LA NIÑA SANTA
(THE HOLY GIRL, Argentina)
Juga di negara-negara Amerika Latin dengan dominannya Catholicism sebagai bagian dari pandangan hidup masyarakatnya, seperti di Argentina, tergambarkan cukup baik dalam film The Holy Girl karya Lucrecia Martel, yang dengan film ini menunjukkan kapasitasnya sebagai sutradara perempuan kontemporer yang filmnya paling menarik untuk disimak setelah Jane Campion.
Dalam masyarakat represif yang berpegang teguh pada norma-norma ketat, tersimpan hasrat para penghuninya yang tersembunyi dari permukaan, dan terkadang sampai tertahan menunggu momen yang tepat untuk terkuak keluar, atau tetap terkubur. Perang yang akan selalu berkecamuk dalam diri setiap manusia adalah konflik antara jiwa dan raga, antara keyakinan yang menjadi benteng diri dan hawa nafsu yang mengerubunginya setiap saat.
Di penyelenggaraan sebuah konferensi kedokteran di suatu hotel yang dikelola Helena (Mercedes Moran), seorang partisipan bernama Dr. Jano yang usianya jauh lebih tua (Carlos Belloso) dibuntuti oleh seorang gadis remaja bernama Amalia (Maria Alché) yang adalah anak Helena, yang keduanya juga tinggal di hotel tersebut. Semuanya bermula dari kejadian pada saat Amalia bersama temannya Josefina mendengarkan peragaan musik yang menggunakan instrumen theremin yang bersuara aneh tapi indah di pinggiran jalan, dimana Dr. Jano mendekati kerumunan dan berdiam di belakang Amalia untuk ‘menyentuhnya’ secara diam-diam, yang mengagetkan Amalia.
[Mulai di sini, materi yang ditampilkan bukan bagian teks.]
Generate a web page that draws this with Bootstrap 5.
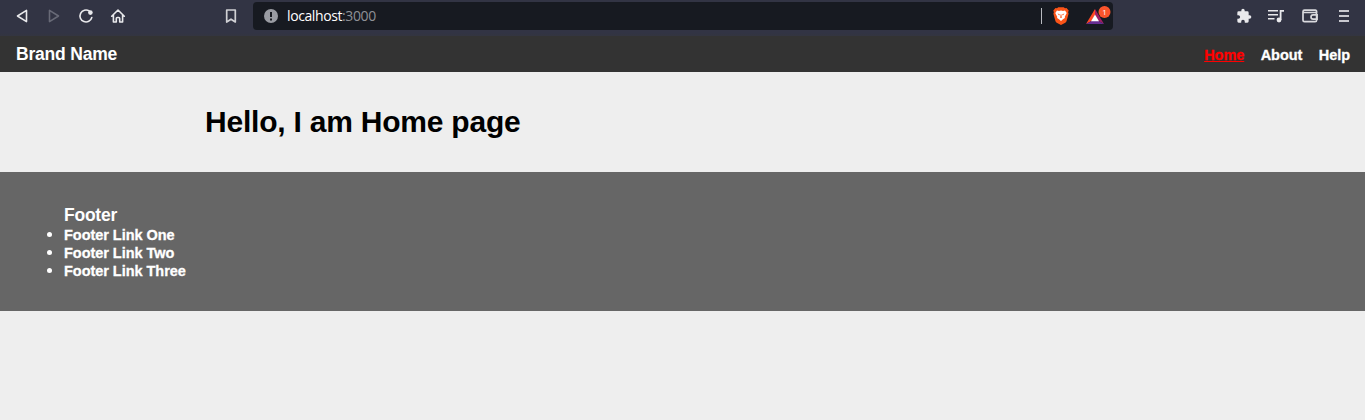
<!DOCTYPE html>
<html lang="en">
<head>
<meta charset="utf-8">
<meta name="viewport" content="width=device-width, initial-scale=1">
<title>Home</title>
<link href="https://cdn.jsdelivr.net/npm/bootstrap@5.3.0/dist/css/bootstrap.min.css" rel="stylesheet">
<style>
body{background:#eee;font-family:"Liberation Sans",Arial,sans-serif;font-weight:700;font-size:14.500px;letter-spacing:-.04px;line-height:18px;color:#000;overflow:hidden}
svg{display:block;flex:none}
.toolbar{height:36px;padding:0 13px 4px 14px;background:linear-gradient(#323444 33px,#333540 36px);color:#e9e9ec;letter-spacing:0}
.tool-group{gap:16px}
.bookmark{margin-left:97px}
.address{width:860px;height:28px;margin-left:14px;padding:0 2px 0 11px;background:#171a21;border-radius:4px;font:400 14px/28px "Open Sans","Noto Sans",sans-serif}
.host{font-size:14px;letter-spacing:-.4px;margin-left:9px;color:#fff}
.port{color:#8f9197}
.divider{width:1px;height:16px;background:#b9bbc0;margin-right:11px}
.rewards{margin-left:17px;width:25px;height:20px;margin-top:-3px}
.site-header{height:36px;background:#333;padding:0 15px 0 16px}
.brand{font-size:17.500px;letter-spacing:-.2px;color:#fff}
.site-nav{gap:16.400px;padding-top:2px}
.site-nav,.site-footer li{-webkit-text-stroke:.3px currentColor}
.site-nav a{color:#fff;text-decoration:none}
.site-nav a.active{color:#f00;text-decoration:underline}
.page{height:100px;padding:32px 0 0 205px}
.page h1{font-size:30px;line-height:36px;font-weight:700;letter-spacing:-.22px;margin:0}
.site-footer{height:139px;background:#666;color:#fff;padding:33px 64px 0}
.site-footer h2{font-size:17.500px;line-height:20px;font-weight:700;letter-spacing:-.25px;margin:0 0 1px}
.site-footer ul{margin:0;padding:0}
.site-footer li{height:18px}
.site-footer li::marker{font-size:17px}
</style>
</head>
<body>
<div class="toolbar d-flex align-items-center">
  <div class="tool-group d-flex">
    <svg width="16" height="16" viewBox="0 0 16 16" fill="none" stroke="currentColor" stroke-width="1.600" stroke-linejoin="round"><path d="M12.500 2.400v11.200L3.500 8z"/></svg>
    <svg width="16" height="16" viewBox="0 0 16 16" fill="none" stroke="#686a77" stroke-width="1.600" stroke-linejoin="round"><path d="M3.500 2.400v11.200L12.500 8z"/></svg>
    <svg width="16" height="16" viewBox="0 0 16 16" fill="none" stroke="currentColor" stroke-width="1.600" stroke-linecap="round"><path d="M11.200 2.900A6 6 0 1 0 13.800 9.500"/><circle cx="12.400" cy="4.600" r="2.300" fill="currentColor" stroke="none"/></svg>
    <svg width="16" height="16" viewBox="0 0 16 16" fill="none" stroke="currentColor" stroke-width="1.600" stroke-linejoin="round" stroke-linecap="round"><path d="M1.700 8.200 8 2l6.300 6.200M3.400 7v7h2.900v-3.500q0-1 1-1h1.400q1 0 1 1V14h2.900V7"/></svg>
  </div>
  <svg class="bookmark" width="16" height="16" viewBox="0 0 16 16" fill="none" stroke="#d0d0d4" stroke-width="1.700" stroke-linejoin="round"><path d="M3.700 2h8.600v12L8 11.200 3.700 14z"/></svg>
  <div class="address d-flex align-items-center">
    <svg width="14" height="14" viewBox="0 0 14 14"><circle cx="7" cy="7" r="7" fill="#9a9ca3"/><path d="M7 3v5M7 9.500v2" stroke="#171a21" stroke-width="2"/></svg>
    <span class="host">localhost<span class="port">:3000</span></span>
    <span class="divider ms-auto"></span>
    <svg width="16" height="18" viewBox="0 0 16 18"><path d="m4 1.200 1.300-1h5.400l1.300 1 1.500-.1 2.200 2.500-.6 1.600.5 1.500-2.100 7.600q-.3.8-1.200 1.400L8 18l-4.300-2.300q-.9-.6-1.200-1.400L.4 6.700l.5-1.500L.3 3.600l2.200-2.500z" fill="#fb5418"/><path d="m4 3.500 2 .4 2-.4 2 .4 2-.4 1.700 2.500-1.900 3.700.1 1.200-1.900 1.400L8 14l-2-1.700-1.900-1.400.1-1.200L2.300 6z" fill="#fff"/><path d="m4.500 6.600 2.300.6-.6 1.400zM11.500 6.600l-2.300.6.6 1.400zM7.500 7.500h1v2l.6.8-1.100.6-1.100-.6.6-.8z" fill="#fb5418"/></svg>
    <svg class="rewards" width="25" height="20" viewBox="0 0 25 20"><path d="M9 4 0 19l5.500-3L9 10z" fill="#ff4724"/><path d="m9 4 9 15-5.500-3L9 10z" fill="#9e1f63"/><path d="M0 19h18l-5.500-3h-7z" fill="#662d91"/><path d="m9 9.500-4 6.700h8z" fill="#fff"/><circle cx="18.500" cy="7" r="6" fill="#fb542b"/><text x="18.500" y="10" text-anchor="middle" font-size="8" fill="#fff" font-family="Open Sans, sans-serif">1</text></svg>
  </div>
  <div class="tool-group d-flex ms-auto">
    <svg width="16" height="16" viewBox="0 0 24 24" fill="currentColor"><path d="M20.500 11H19V7a2 2 0 0 0-2-2h-4V3.500a2.500 2.500 0 0 0-5 0V5H4a2 2 0 0 0-2 2v3.800h1.500a2.700 2.700 0 0 1 0 5.400H2V20a2 2 0 0 0 2 2h3.800v-1.500a2.700 2.700 0 0 1 5.400 0V22H17a2 2 0 0 0 2-2v-4h1.500a2.500 2.500 0 0 0 0-5z"/></svg>
    <svg width="16" height="16" viewBox="0 0 16 16"><path d="M0 2.800h10M0 6.800h10M0 10.800h6.500" stroke="currentColor" stroke-width="1.600"/><path d="M12.600 12V2.800H16" fill="none" stroke="currentColor" stroke-width="1.800"/><circle cx="11" cy="12" r="2.400" fill="currentColor"/></svg>
    <svg class="me-1" width="18" height="16" viewBox="-.8 0 18 16" overflow="visible" fill="none" stroke="#d9d9dd" stroke-width="1.700"><path d="M15.800 5V3.500Q15.800 2.200 14.500 2.200H3.700Q2.200 2.200 2.200 3.700v8.500q0 1.500 1.500 1.500h10.600q1.500 0 1.500-1.500V5.700Q15.800 4.500 14.500 4.500H3M16.300 6.900h-4a2.100 2.100 0 0 0 0 4.200h4z"/></svg>
    <svg style="margin-left:-2px" width="16" height="16" viewBox="0 0 16 16"><path d="M3 3h10M3 8h10M3 13h10" stroke="#c9c9cf" stroke-width="2"/></svg>
  </div>
</div>
<header class="site-header d-flex align-items-center justify-content-between">
  <span class="brand">Brand Name</span>
  <nav class="site-nav d-flex"><a class="active" href="#">Home</a><a href="#">About</a><a href="#">Help</a></nav>
</header>
<main class="page"><h1>Hello, I am Home page</h1></main>
<footer class="site-footer"><h2>Footer</h2><ul><li>Footer Link One</li><li>Footer Link Two</li><li>Footer Link Three</li></ul></footer>
<script src="https://cdn.jsdelivr.net/npm/bootstrap@5.3.0/dist/js/bootstrap.bundle.min.js"></script>
</body>
</html>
Amalia, yang mengikuti kelas keagamaan dan sedang membahas tentang ‘tanda-tanda panggilan Tuhan’, merasa terpanggil untuk memuaskan keingintahuannya dalam merespon sexual encounter ini dengan berusaha balik mendekati Dr. Jano dan menarik perhatiannya karena ia menganggap ini sebagai ‘pertanda’ bagi dirinya untuk ‘menyelamatkan’ Dr. Jano.
Martel mengisi penuh area cerita hitam putih ini dengan warna abu-abu tanpa memberi jawaban yang mudah dengan komposisi visual yang disusunnya secara rapi sehingga terbentuk harmoni sinematografi, editing dan sound yang melapisi cerita filmnya tanpa terasa berlebihan tidak seperti yang terdapat di Sympathy for Lady Vengeance.
Yang membuat filmnya tidak setransparan kelihatannya, karena Martel menciptakan sugesti-sugesti atas motivasi dan konflik internal tak terucap dari karakter-karakternya. Tidak setiap frame filmnya dipenuhi oleh dialog antarkarakter, tapi tergantikan oleh banyaknya hal yang terjadi secara visual baik di foreground atau background filmnya dan menimbulkan efek surreal pada adegan tertentu.
Munculnya instrumen musik theremin (yang namanya baru saya ketahui setelah mencari tahu) sepanjang film secara konstan, dapat saja dimaksudkan sebagai metafora. Jika diperhatikan, theremin dimainkan tanpa menyentuh alatnya sama sekali, tapi dengan memainkan (atau mungkin lebih tepatnya memanipulasi) aliran udara di instrumennya itu untuk mengeluarkan bunyi. Mungkin kondisi inilah yang dialami oleh Amalia, atau mungkin juga Dr. Jano, bila dilihat dalam konteksnya yang lain.
Dalam observasi lainnya, lokasi kolam renang di hotel berulang kali digunakan untuk tempat aktivitas berenang, berendam dan hal lainnya oleh para karakternya, Helena, Dr. Jano dan Amalia, bisa juga diartikan sebagai simbol untuk tempat ‘pembersihan diri’. Dalam film Man on Fire karya Tony Scott, Creasy (Denzel Washington) beberapa kali bermimpi berendam dalam suatu kolam renang dengan badan yang kotor dan berlumuran darah, yang cukup jelas adalah kiasan sebagai pertanda ‘penebusan dosa’ atas dirinya. Di film The Holy Girl mungkin juga kolam renang ini berfungsi sama, sampai ending-nya juga berlangsung di kolam renang.
The Holy Girl bukanlah film tentang pengkhotbahan didaktis antara mana yang benar dan mana yang salah. Karakter-karakter di film ini melakukan kesalahan-kesalahan sehingga penontonnya bisa memahami untuk tidak turut melakukannya.